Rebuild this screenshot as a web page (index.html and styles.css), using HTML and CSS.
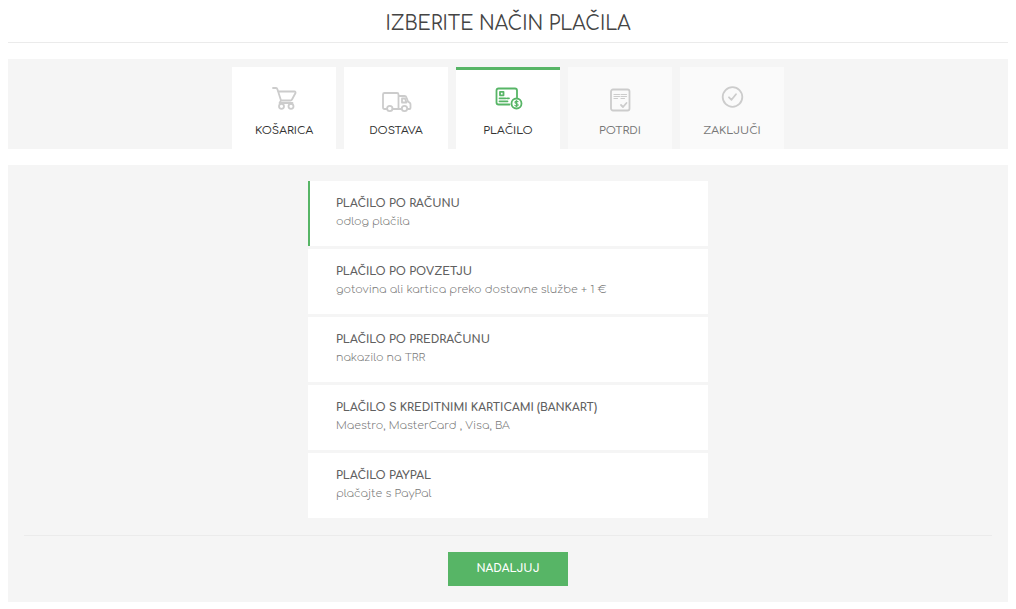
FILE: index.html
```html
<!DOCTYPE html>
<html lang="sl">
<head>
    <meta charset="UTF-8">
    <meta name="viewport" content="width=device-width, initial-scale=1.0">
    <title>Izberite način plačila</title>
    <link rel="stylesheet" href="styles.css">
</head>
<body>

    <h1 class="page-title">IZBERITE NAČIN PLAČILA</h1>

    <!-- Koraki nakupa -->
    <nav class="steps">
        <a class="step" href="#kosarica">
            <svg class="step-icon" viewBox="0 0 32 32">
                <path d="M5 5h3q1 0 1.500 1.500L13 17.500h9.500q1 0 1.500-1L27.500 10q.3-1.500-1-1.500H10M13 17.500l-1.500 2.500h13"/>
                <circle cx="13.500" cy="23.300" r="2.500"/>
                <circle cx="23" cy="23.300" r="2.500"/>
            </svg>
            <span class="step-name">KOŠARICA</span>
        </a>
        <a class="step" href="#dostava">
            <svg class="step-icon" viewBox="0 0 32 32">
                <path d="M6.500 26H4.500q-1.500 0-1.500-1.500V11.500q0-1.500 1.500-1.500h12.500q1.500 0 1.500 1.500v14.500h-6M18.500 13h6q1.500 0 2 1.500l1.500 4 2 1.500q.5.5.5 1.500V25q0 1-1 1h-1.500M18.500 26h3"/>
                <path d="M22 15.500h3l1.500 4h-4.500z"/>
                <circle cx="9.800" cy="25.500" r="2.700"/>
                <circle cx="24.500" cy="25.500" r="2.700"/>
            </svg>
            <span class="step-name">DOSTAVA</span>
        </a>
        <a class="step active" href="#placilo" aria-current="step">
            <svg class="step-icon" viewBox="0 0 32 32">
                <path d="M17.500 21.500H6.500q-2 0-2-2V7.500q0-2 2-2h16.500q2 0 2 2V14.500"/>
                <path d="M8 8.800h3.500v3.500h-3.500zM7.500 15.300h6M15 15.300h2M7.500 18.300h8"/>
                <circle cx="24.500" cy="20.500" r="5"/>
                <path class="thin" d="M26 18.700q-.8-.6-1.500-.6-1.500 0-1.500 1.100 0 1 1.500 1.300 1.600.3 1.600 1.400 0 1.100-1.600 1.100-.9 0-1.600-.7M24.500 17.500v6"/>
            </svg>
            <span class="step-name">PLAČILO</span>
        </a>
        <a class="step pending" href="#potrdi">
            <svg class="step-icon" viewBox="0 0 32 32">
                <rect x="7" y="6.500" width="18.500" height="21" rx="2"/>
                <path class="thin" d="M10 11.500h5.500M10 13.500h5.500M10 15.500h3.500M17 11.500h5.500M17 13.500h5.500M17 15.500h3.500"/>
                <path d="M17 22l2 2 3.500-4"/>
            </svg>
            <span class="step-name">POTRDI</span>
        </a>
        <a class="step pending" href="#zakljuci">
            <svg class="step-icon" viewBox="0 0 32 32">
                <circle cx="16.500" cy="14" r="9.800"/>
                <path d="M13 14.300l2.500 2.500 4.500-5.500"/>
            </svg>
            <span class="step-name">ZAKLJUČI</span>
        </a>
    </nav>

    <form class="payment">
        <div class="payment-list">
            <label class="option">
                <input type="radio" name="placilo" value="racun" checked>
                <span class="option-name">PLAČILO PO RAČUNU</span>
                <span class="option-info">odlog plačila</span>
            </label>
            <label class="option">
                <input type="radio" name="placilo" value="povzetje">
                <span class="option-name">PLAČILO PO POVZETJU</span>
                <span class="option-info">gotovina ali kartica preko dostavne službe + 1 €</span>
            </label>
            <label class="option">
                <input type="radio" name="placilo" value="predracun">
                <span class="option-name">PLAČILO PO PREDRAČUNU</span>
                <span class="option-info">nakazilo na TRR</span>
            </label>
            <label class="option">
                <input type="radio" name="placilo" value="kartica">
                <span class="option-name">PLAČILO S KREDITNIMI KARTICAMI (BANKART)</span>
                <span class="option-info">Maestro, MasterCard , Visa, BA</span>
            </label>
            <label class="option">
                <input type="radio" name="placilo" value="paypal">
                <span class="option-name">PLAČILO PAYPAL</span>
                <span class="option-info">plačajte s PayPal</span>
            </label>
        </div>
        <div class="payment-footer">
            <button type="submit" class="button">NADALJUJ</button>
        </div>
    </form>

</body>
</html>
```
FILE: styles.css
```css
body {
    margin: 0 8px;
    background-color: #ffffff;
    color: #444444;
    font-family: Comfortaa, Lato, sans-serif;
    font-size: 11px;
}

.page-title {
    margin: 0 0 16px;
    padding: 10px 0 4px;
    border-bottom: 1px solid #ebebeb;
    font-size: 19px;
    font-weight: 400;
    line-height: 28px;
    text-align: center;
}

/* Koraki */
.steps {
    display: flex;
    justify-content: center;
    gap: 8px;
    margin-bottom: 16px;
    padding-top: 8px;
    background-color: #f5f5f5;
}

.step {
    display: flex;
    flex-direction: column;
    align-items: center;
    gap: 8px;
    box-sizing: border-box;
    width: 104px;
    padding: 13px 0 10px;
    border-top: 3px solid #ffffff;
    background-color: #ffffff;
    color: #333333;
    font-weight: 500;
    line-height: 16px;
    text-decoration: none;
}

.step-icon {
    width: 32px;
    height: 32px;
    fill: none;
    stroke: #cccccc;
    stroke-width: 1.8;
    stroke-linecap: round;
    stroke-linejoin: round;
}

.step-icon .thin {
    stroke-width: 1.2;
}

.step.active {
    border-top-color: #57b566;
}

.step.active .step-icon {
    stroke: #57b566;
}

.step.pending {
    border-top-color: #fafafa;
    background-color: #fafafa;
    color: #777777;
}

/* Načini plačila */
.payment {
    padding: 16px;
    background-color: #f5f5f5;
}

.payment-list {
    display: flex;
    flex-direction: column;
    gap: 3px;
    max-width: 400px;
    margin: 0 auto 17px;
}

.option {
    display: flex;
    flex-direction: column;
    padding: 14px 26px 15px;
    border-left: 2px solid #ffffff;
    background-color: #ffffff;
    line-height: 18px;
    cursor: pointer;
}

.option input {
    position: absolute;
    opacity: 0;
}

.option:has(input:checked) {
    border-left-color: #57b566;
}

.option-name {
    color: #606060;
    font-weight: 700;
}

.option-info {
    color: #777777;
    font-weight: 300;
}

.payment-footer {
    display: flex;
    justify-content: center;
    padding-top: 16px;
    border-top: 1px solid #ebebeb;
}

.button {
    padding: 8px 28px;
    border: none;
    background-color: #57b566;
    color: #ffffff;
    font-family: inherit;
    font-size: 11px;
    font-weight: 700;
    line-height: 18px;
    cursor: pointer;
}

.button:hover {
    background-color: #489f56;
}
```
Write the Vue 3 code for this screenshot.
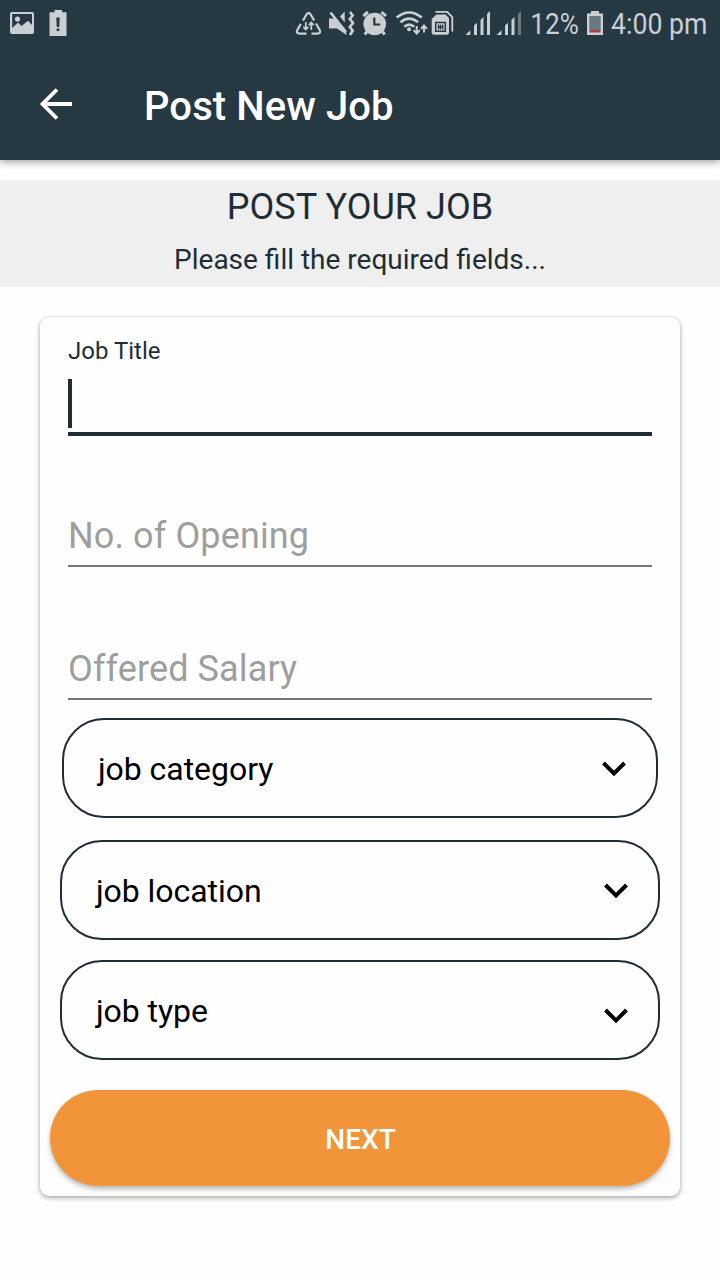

※

**WHAT NEEDS TO BE DONE**. Filter the entries down to the lines containing "page". Copy each of those lines.

**TASK ANSWER**.
Rebuild this screenshot as a web page (index.html and styles.css), using HTML and CSS.
    <h1 class="page-title">IZBERITE NAČIN PLAČILA</h1>
.page-title {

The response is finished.